Written instruction
Repeat every record below exactly, leaving out the pictures.
--------
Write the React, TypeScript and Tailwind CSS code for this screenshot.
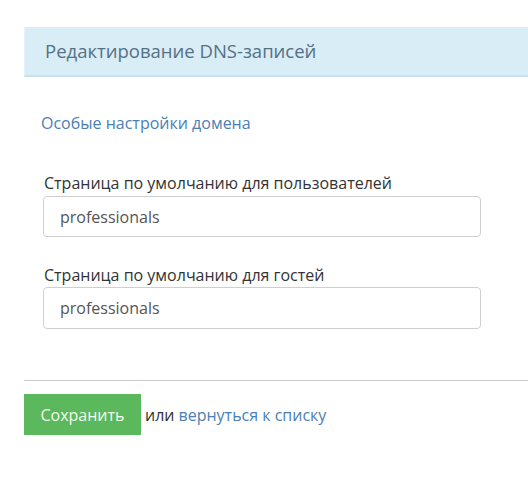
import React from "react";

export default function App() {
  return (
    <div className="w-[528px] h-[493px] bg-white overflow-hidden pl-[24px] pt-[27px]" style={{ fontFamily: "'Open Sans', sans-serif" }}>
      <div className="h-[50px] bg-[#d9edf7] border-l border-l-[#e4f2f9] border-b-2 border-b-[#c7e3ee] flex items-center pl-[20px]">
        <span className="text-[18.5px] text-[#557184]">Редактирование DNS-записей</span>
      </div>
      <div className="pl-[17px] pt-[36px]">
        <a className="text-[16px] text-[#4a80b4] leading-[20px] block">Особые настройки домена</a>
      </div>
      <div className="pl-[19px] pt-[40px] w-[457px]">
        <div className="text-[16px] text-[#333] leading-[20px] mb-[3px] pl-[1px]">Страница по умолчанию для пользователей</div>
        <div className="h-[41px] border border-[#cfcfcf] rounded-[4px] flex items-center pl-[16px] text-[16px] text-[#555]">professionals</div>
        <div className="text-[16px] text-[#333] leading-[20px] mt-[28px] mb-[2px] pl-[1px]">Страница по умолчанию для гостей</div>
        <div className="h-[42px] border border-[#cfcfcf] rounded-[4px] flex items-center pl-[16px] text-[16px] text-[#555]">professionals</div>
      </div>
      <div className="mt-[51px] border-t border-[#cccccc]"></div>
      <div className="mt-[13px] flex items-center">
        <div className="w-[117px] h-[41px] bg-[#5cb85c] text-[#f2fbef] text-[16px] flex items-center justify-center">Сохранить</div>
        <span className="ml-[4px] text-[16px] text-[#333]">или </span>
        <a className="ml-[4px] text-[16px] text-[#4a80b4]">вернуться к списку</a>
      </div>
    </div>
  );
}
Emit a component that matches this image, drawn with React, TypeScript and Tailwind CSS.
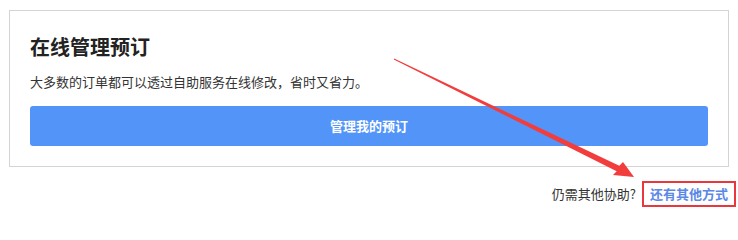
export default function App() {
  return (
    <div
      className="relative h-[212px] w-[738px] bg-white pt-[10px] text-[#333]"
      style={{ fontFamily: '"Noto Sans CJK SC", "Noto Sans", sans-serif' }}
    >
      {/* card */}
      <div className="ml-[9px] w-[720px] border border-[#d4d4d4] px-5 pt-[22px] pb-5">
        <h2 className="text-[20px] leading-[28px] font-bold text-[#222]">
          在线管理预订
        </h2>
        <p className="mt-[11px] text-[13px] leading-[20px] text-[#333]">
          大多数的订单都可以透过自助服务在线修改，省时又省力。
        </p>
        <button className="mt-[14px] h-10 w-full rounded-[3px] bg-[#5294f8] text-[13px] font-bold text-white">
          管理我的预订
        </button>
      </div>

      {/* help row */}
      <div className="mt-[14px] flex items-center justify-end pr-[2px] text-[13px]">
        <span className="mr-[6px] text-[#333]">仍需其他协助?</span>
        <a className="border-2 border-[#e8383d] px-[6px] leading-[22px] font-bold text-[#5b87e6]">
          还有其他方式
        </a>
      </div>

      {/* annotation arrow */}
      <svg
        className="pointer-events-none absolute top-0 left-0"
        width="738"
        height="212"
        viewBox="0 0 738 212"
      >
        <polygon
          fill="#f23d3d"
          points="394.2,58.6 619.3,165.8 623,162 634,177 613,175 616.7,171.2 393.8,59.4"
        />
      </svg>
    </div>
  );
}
--------
Solution below
Write the React, TypeScript and Tailwind CSS code for this screenshot.
import React from "react";

export default function App() {
  return (
    <div className="w-[528px] h-[493px] bg-white overflow-hidden pl-[24px] pt-[27px]" style={{ fontFamily: "'Open Sans', sans-serif" }}>
      <div className="h-[50px] bg-[#d9edf7] border-l border-l-[#e4f2f9] border-b-2 border-b-[#c7e3ee] flex items-center pl-[20px]">
        <span className="text-[18.5px] text-[#557184]">Редактирование DNS-записей</span>
      </div>
      <div className="pl-[17px] pt-[36px]">
        <a className="text-[16px] text-[#4a80b4] leading-[20px] block">Особые настройки домена</a>
      </div>
      <div className="pl-[19px] pt-[40px] w-[457px]">
        <div className="text-[16px] text-[#333] leading-[20px] mb-[3px] pl-[1px]">Страница по умолчанию для пользователей</div>
        <div className="h-[41px] border border-[#cfcfcf] rounded-[4px] flex items-center pl-[16px] text-[16px] text-[#555]">professionals</div>
        <div className="text-[16px] text-[#333] leading-[20px] mt-[28px] mb-[2px] pl-[1px]">Страница по умолчанию для гостей</div>
        <div className="h-[42px] border border-[#cfcfcf] rounded-[4px] flex items-center pl-[16px] text-[16px] text-[#555]">professionals</div>
      </div>
      <div className="mt-[51px] border-t border-[#cccccc]"></div>
      <div className="mt-[13px] flex items-center">
        <div className="w-[117px] h-[41px] bg-[#5cb85c] text-[#f2fbef] text-[16px] flex items-center justify-center">Сохранить</div>
        <span className="ml-[4px] text-[16px] text-[#333]">или </span>
        <a className="ml-[4px] text-[16px] text-[#4a80b4]">вернуться к списку</a>
      </div>
    </div>
  );
}
Emit a component that matches this image, drawn with React, TypeScript and Tailwind CSS.
export default function App() {
  return (
    <div
      className="relative h-[212px] w-[738px] bg-white pt-[10px] text-[#333]"
      style={{ fontFamily: '"Noto Sans CJK SC", "Noto Sans", sans-serif' }}
    >
      {/* card */}
      <div className="ml-[9px] w-[720px] border border-[#d4d4d4] px-5 pt-[22px] pb-5">
        <h2 className="text-[20px] leading-[28px] font-bold text-[#222]">
          在线管理预订
        </h2>
        <p className="mt-[11px] text-[13px] leading-[20px] text-[#333]">
          大多数的订单都可以透过自助服务在线修改，省时又省力。
        </p>
        <button className="mt-[14px] h-10 w-full rounded-[3px] bg-[#5294f8] text-[13px] font-bold text-white">
          管理我的预订
        </button>
      </div>

      {/* help row */}
      <div className="mt-[14px] flex items-center justify-end pr-[2px] text-[13px]">
        <span className="mr-[6px] text-[#333]">仍需其他协助?</span>
        <a className="border-2 border-[#e8383d] px-[6px] leading-[22px] font-bold text-[#5b87e6]">
          还有其他方式
        </a>
      </div>

      {/* annotation arrow */}
      <svg
        className="pointer-events-none absolute top-0 left-0"
        width="738"
        height="212"
        viewBox="0 0 738 212"
      >
        <polygon
          fill="#f23d3d"
          points="394.2,58.6 619.3,165.8 623,162 634,177 613,175 616.7,171.2 393.8,59.4"
        />
      </svg>
    </div>
  );
}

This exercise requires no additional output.